Coker then enrolled at Brooklyn College, where he earned an MFA in directing. “I received a great education on how to direct,” says Coker. “But I didn’t know a lot about black drama, people like Charles Fuller, The Negro Ensemble Company, and the National Black Theatre, and so for me, there was a cultural void in America.”

He filled that void by studying at Temple University- when he graduated in 1991, he was the first person in America to earn a Ph.D. in African-American studies. His degree, though, sparked controversy. Some in academe called it irrelevant. “I didn’t understand how anybody would see the study of African people as inferior or unnecessary,”

Coker recalls. “I think it made me even more determined to say, ‘I think there is a lot of work to be done in this area.”

Though he was more interested in theater, he went to three universities to start or head up their African-American studies departments: the University of Wyoming, Eastern Illinois University, and The University of Alabama at Birmingham. He also made a documentary, Black Studies, USA, about the field’s history. Coker believes what sets him apart as a director is his attention to detail.

“I explore every strand, every detail of a text and a script to make sure there are multiple layers of meaning and significance,” he explains. He spent a year, for instance, researching the life of Edwin Booth, a noted actor whose brother John Wilkes Booth assassinated President Abraham Lincoln, before writing the book for a musical composed by fellow UM – St. Louis, Prof. Barbara Harbach.

Booth! made its New York premiere at NYU’s Skirball Center for the Performing Arts in 2009. “Niyi never misses an opportunity to teach you something about someone in history,” Purnell says. “The teacher just never turns off in him.”

As someone who’s spent his life following his passions instead of doing the expected, Coker isn’t worried about the outcome at the Madrid film festival. “To be nominated in four categories is excellent,” he says. “It shows you you’re on the right path.”
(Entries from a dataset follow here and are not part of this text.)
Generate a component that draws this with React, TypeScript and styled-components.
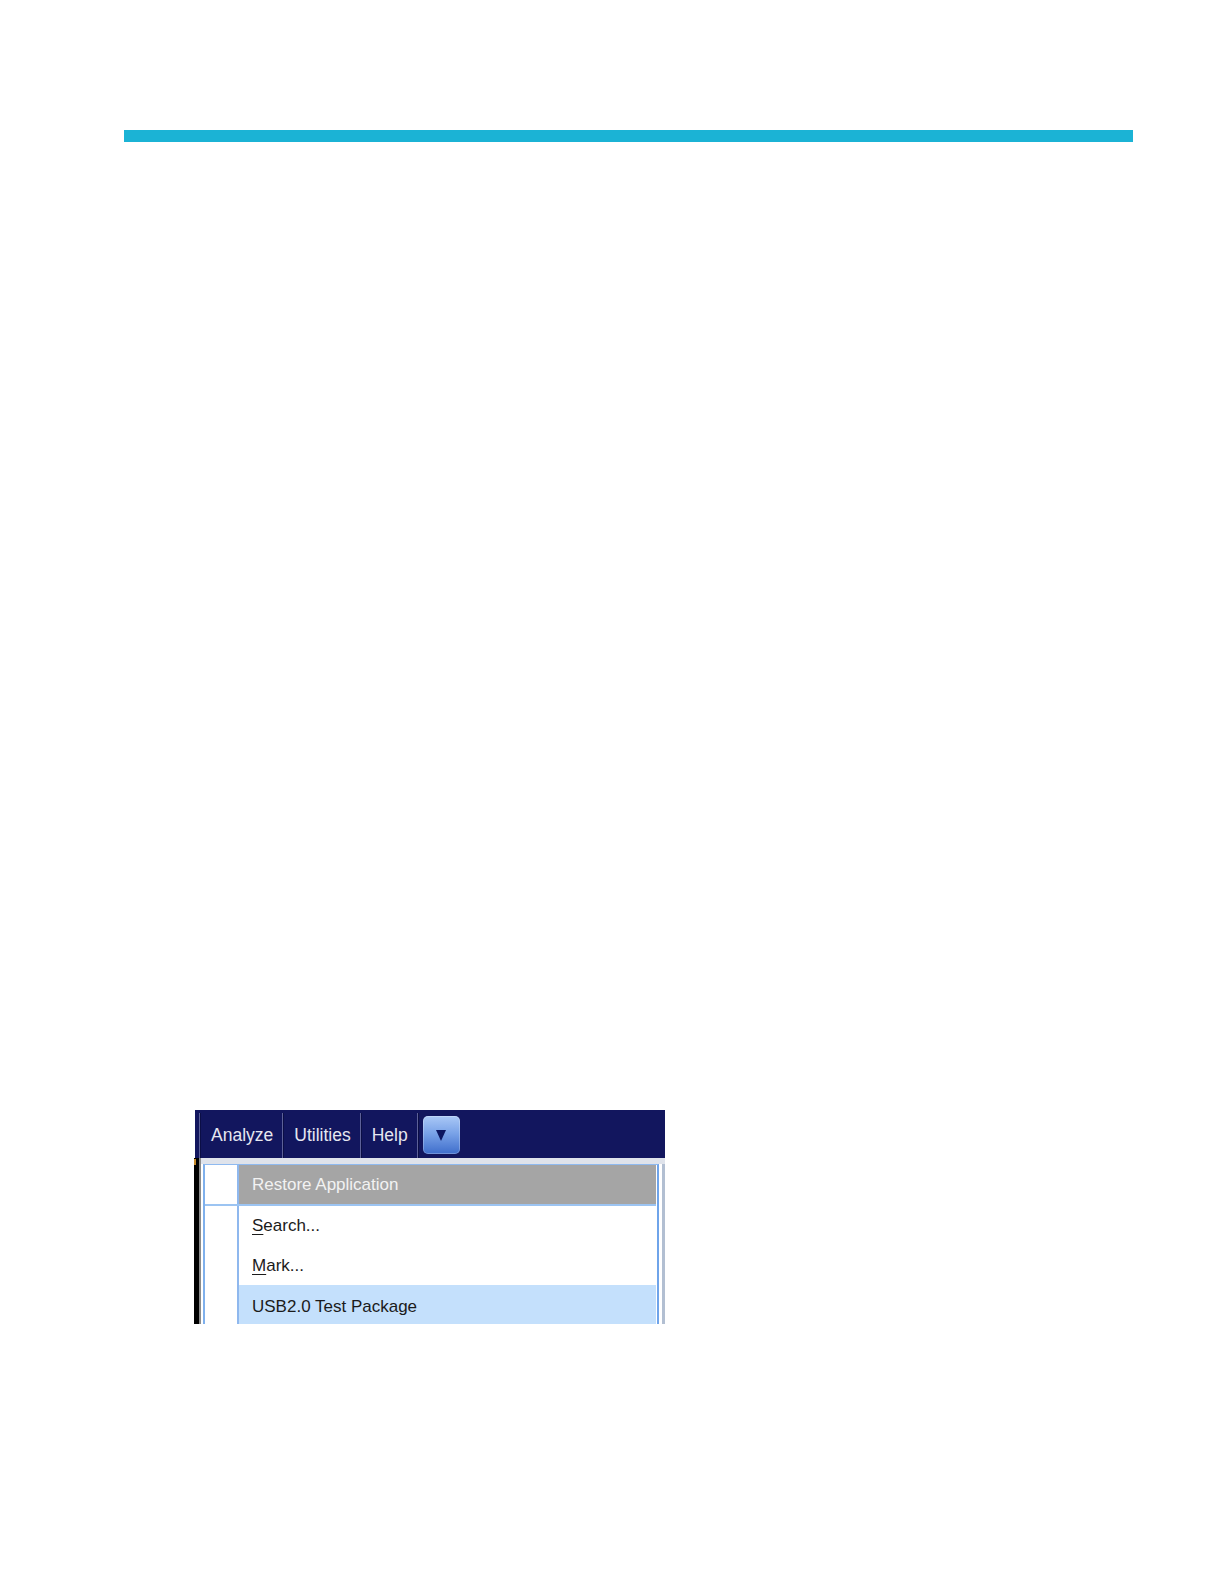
import React from "react";
import styled, { createGlobalStyle } from "styled-components";

const Global = createGlobalStyle`
  html, body { margin: 0; padding: 0; background: #ffffff; }
  body { font-family: "Liberation Sans", Arial, sans-serif; }
`;

const Page = styled.div`
  width: 1224px;
  min-height: 1584px;
  background: #ffffff;
  display: flex;
  flex-direction: column;
`;

const Rule = styled.div`
  margin: 130px 0 0 124px;
  width: 1009px;
  height: 12px;
  background: #1bb3d5;
`;

const Shot = styled.div`
  margin: 968px 0 0 194px;
  width: 471px;
  height: 214px;
  display: flex;
  flex-direction: column;
  overflow: hidden;
  background: #ffffff;
`;

const MenuBar = styled.div`
  height: 48px;
  flex: none;
  background: #12165e;
  display: flex;
  align-items: flex-start;
  padding-left: 4px;
  box-sizing: border-box;
  margin-left: 1px;
`;

const Sep = styled.div`
  width: 1px;
  height: 45px;
  margin-top: 3px;
  background: #5d6198;
  border-right: 1px solid #0b0e45;
`;

const MenuItem = styled.div`
  height: 48px;
  padding: 3px 9px 0 10px;
  display: flex;
  align-items: center;
  color: #e6e7f0;
  font-size: 17.5px;
  line-height: 1;
  box-sizing: border-box;
`;

const DropButton = styled.div`
  width: 37px;
  height: 38px;
  margin: 6px 0 0 4px;
  border-radius: 5px;
  background: linear-gradient(#aac8f6 0%, #7aa3e8 45%, #3e6dcb 100%);
  display: flex;
  align-items: center;
  justify-content: center;
  box-shadow: inset 0 0 0 1px rgba(255, 255, 255, 0.25);
`;

const Body = styled.div`
  flex: 1;
  display: flex;
`;

const Strip = styled.div`
  width: 5px;
  background: #000000;
  border-right: 2px solid #8a8a8a;
  position: relative;
`;

const OrangeDot = styled.div`
  position: absolute;
  left: 0;
  top: 1px;
  width: 2px;
  height: 6px;
  background: #c78a2a;
`;

const Right = styled.div`
  flex: 1;
  display: flex;
  flex-direction: column;
`;

const TopBand = styled.div`
  height: 6px;
  background: #dfe3eb;
  flex: none;
`;

const PanelWrap = styled.div`
  flex: 1;
  display: flex;
  padding-left: 2px;
  background: #ffffff;
`;

const Panel = styled.div`
  flex: 1;
  display: flex;
  flex-direction: column;
  border-left: 2px solid #7fb0ec;
  border-right: 2px solid #6fa4ea;
  border-top: 1px solid #8fbaf0;
  padding-right: 1px;
  background: #ffffff;
`;

const Tail = styled.div`
  width: 3px;
  margin-left: 3px;
  background: #b2bfd2;
`;

const Row = styled.div<{ $h: number }>`
  display: flex;
  height: ${(p) => p.$h}px;
  flex: none;
`;

const Gutter = styled.div`
  width: 32px;
  background: #ffffff;
  border-right: 2px solid #8fb8ee;
`;

type Tone = "gray" | "white" | "hover";

const Item = styled.div<{ $tone: Tone }>`
  flex: 1;
  display: flex;
  align-items: center;
  padding-left: 13px;
  font-size: 17px;
  background: ${(p) =>
    p.$tone === "gray" ? "#a5a5a5" : p.$tone === "hover" ? "#c4e0fc" : "#ffffff"};
  color: ${(p) => (p.$tone === "gray" ? "#f2f2f2" : "#1b1b1b")};
`;

const Divider = styled.div`
  height: 2px;
  background: #9cc4f2;
  flex: none;
`;

const Key = styled.span`
  text-decoration: underline;
  text-underline-offset: 3px;
`;

export default function App() {
  return (
    <Page>
      <Global />
      <Rule />
      <Shot>
        <MenuBar>
          <Sep />
          <MenuItem>Analyze</MenuItem>
          <Sep />
          <MenuItem>Utilities</MenuItem>
          <Sep />
          <MenuItem>Help</MenuItem>
          <Sep />
          <DropButton>
            <svg width="10" height="11" viewBox="0 0 10 11">
              <polygon points="0,0 10,0 5,11" fill="#0c1660" />
            </svg>
          </DropButton>
        </MenuBar>
        <Body>
          <Strip>
            <OrangeDot />
          </Strip>
          <Right>
            <TopBand />
            <PanelWrap>
              <Panel>
                <Row $h={39}>
                  <Gutter />
                  <Item $tone="gray">Restore Application</Item>
                </Row>
                <Divider />
                <Row $h={40}>
                  <Gutter />
                  <Item $tone="white">
                    <Key>S</Key>earch...
                  </Item>
                </Row>
                <Row $h={39}>
                  <Gutter />
                  <Item $tone="white">
                    <Key>M</Key>ark...
                  </Item>
                </Row>
                <Row $h={44}>
                  <Gutter />
                  <Item $tone="hover">USB2.0 Test Package</Item>
                </Row>
              </Panel>
              <Tail />
            </PanelWrap>
          </Right>
        </Body>
      </Shot>
    </Page>
  );
}
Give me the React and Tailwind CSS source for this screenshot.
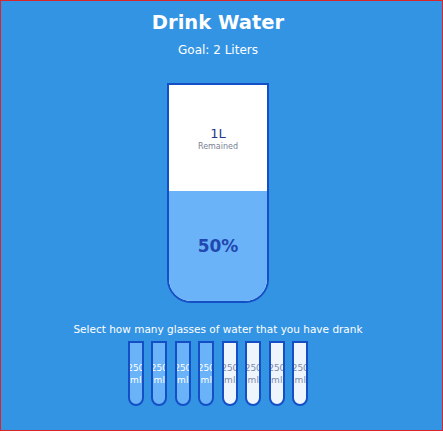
export default function App() {
  const cups = [true, true, true, true, false, false, false, false];
  return (
    <div
      className="w-[443px] h-[431px] border border-[#d8262a] bg-[#3494e4] flex flex-col items-center text-white overflow-hidden pr-[7px]"
      style={{ fontFamily: '"DejaVu Sans", sans-serif' }}
    >
      <h1 className="mt-[9px] text-[19.5px] leading-[26px] font-bold">Drink Water</h1>
      <div className="mt-[6px] text-[12px] leading-[16px]">Goal: 2 Liters</div>
      <div className="mt-[25px] w-[102px] h-[220px] border-2 border-[#144fc6] rounded-b-[24px] bg-white flex flex-col overflow-hidden">
        <div className="flex-1 flex flex-col items-center justify-center pt-[2px] text-[#1f3a8a]">
          <span className="text-[13px] leading-[16px]">1L</span>
          <span className="text-[8px] leading-[10px] text-[#7a7f94]">Remained</span>
        </div>
        <div className="h-[110px] bg-[#6ab3f8] flex items-center justify-center pt-[2px] text-[#2147b0] text-[17px] font-bold">
          50%
        </div>
      </div>
      <div className="mt-[19px] text-[10.5px] leading-[14px]">Select how many glasses of water that you have drank</div>
      <div className="mt-[5px] flex gap-[7.5px]">
        {cups.map((full, i) => (
          <div
            key={i}
            className={`w-[16px] h-[65px] border-2 border-[#144fc6] rounded-b-[8px] overflow-hidden flex items-center justify-center ${full ? "bg-[#6ab3f8] text-white" : "bg-[#eef5fd] text-[#7e8aa8]"}`}
          >
            <span className="text-[9px] leading-[12px] text-center w-[20px] shrink-0">250 ml</span>
          </div>
        ))}
      </div>
    </div>
  );
}
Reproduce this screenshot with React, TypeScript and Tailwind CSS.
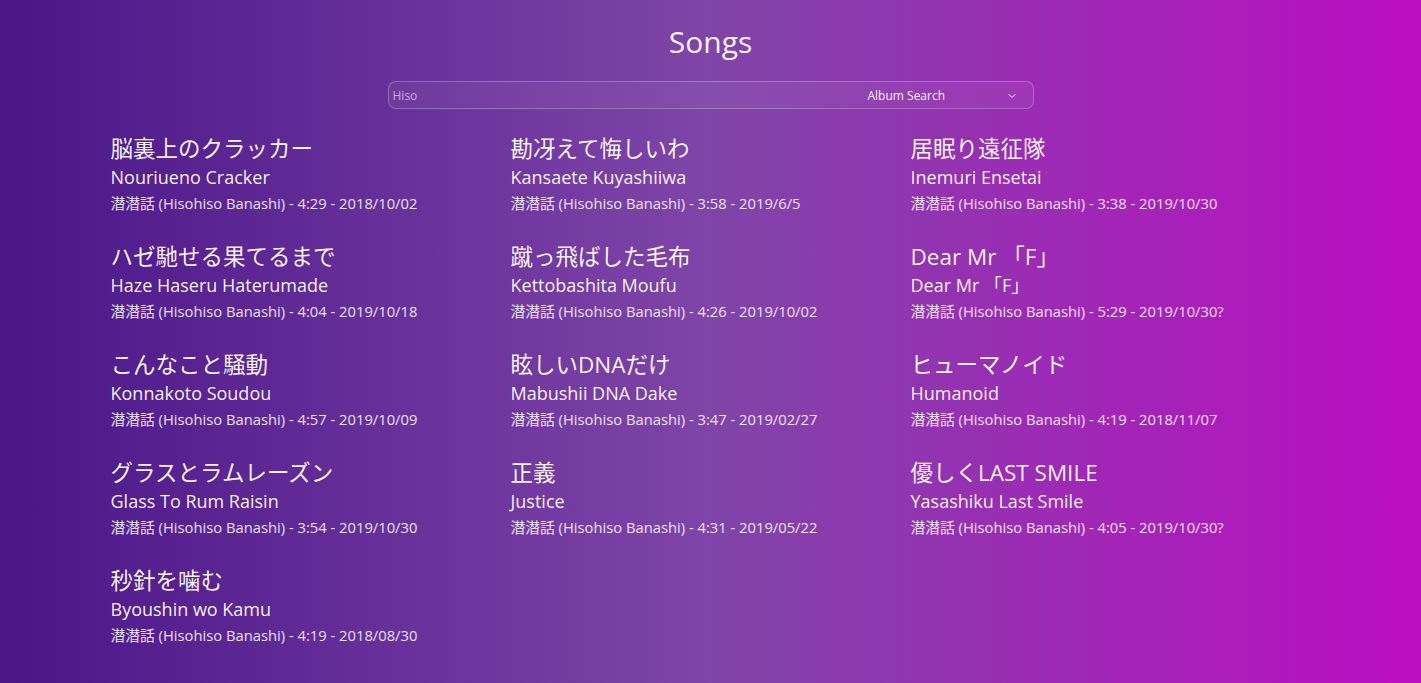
import { ChevronDown } from "lucide-react";

type Song = {
  title: string;
  romaji: string;
  length: string;
  date: string;
};

const songs: Song[] = [
  { title: "脳裏上のクラッカー", romaji: "Nouriueno Cracker", length: "4:29", date: "2018/10/02" },
  { title: "勘冴えて悔しいわ", romaji: "Kansaete Kuyashiiwa", length: "3:58", date: "2019/6/5" },
  { title: "居眠り遠征隊", romaji: "Inemuri Ensetai", length: "3:38", date: "2019/10/30" },
  { title: "ハゼ馳せる果てるまで", romaji: "Haze Haseru Haterumade", length: "4:04", date: "2019/10/18" },
  { title: "蹴っ飛ばした毛布", romaji: "Kettobashita Moufu", length: "4:26", date: "2019/10/02" },
  { title: "Dear Mr 「F」", romaji: "Dear Mr 「F」", length: "5:29", date: "2019/10/30?" },
  { title: "こんなこと騒動", romaji: "Konnakoto Soudou", length: "4:57", date: "2019/10/09" },
  { title: "眩しいDNAだけ", romaji: "Mabushii DNA Dake", length: "3:47", date: "2019/02/27" },
  { title: "ヒューマノイド", romaji: "Humanoid", length: "4:19", date: "2018/11/07" },
  { title: "グラスとラムレーズン", romaji: "Glass To Rum Raisin", length: "3:54", date: "2019/10/30" },
  { title: "正義", romaji: "Justice", length: "4:31", date: "2019/05/22" },
  { title: "優しくLAST SMILE", romaji: "Yasashiku Last Smile", length: "4:05", date: "2019/10/30?" },
  { title: "秒針を噛む", romaji: "Byoushin wo Kamu", length: "4:19", date: "2018/08/30" }
];

function SongItem({ song }: { song: Song }) {
  return (
    <div>
      <p className="text-[22.5px] leading-7 text-white/95">{song.title}</p>
      <p className="mt-0.5 text-lg leading-6 text-white/95">{song.romaji}</p>
      <p className="mt-1 text-[14.75px] leading-5 text-white/85">
        潜潜話 (Hisohiso Banashi) - {song.length} - {song.date}
      </p>
    </div>
  );
}

export default function App() {
  return (
    <div className="min-h-[683px] w-full bg-[linear-gradient(to_right,#4a1688_0%,#7f45a8_50%,#bc0ec2_100%)] pt-6 font-['Open_Sans','Noto_Sans_CJK_JP',sans-serif]">
      <h1 className="text-center text-3xl leading-9 text-white/95">Songs</h1>
      <div className="mx-auto mt-[21px] flex h-7 w-[646px] items-center rounded-lg border border-white/25 bg-white/5 pl-1 pr-[15px] pt-px text-xs">
        <span className="flex-1 text-white/60">Hiso</span>
        <span className="w-[138px] text-white/95">Album Search</span>
        <ChevronDown className="h-3 w-3 text-white/90" strokeWidth={2} />
      </div>
      <div className="mx-auto mt-[26px] grid w-[1200px] grid-cols-3 gap-y-[30px] pb-8">
        {songs.map((song) => (
          <SongItem key={song.title} song={song} />
        ))}
      </div>
    </div>
  );
}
Niyi Coker, Jr. is the E. Desmond Lee Distinguished Professor of Theatre and Media Studies at the University of Missouri, Saint Louis. He has directed over 50 major stage productions around the world. He is the founding artistic director of the African Arts Ensemble in NYC, and has served as Artistic Director-in-Residence for several theatre companies ranging from the National Theater of Nigeria; K3 Theatre in Malmo, Sweden; Black Box Theatre in Hamilton, Bermuda.

He received a British Council commission to write and direct, “Endangered Species”, which toured Great Britain in 1995. In 2010 his play “Preemptive” opened at the Shaw Theatre in London, England and was covered by BBC Strand in England. The production went on to tour in the Caribbean and West Africa.

His film credits include; “The Black 14” for FERPA PBS in 1995. “Black Studies USA”, received the Silver Remi Award at the Houston International Film Festival, and was also a finalist at the 2007 Hollywood Black Film Festival.

His narrative feature “Pennies for the Boatman,” won Best Screenplay at the 2012 Madrid International Film Festival and was a finalist for Best Director and Best Film. His latest documentary film is “Ota Benga: Human at the Zoo”.

He is author of two books and several articles. He received the MFA in Directing from Brooklyn College in New York City, and Ph.D from Temple University in Philadelphia.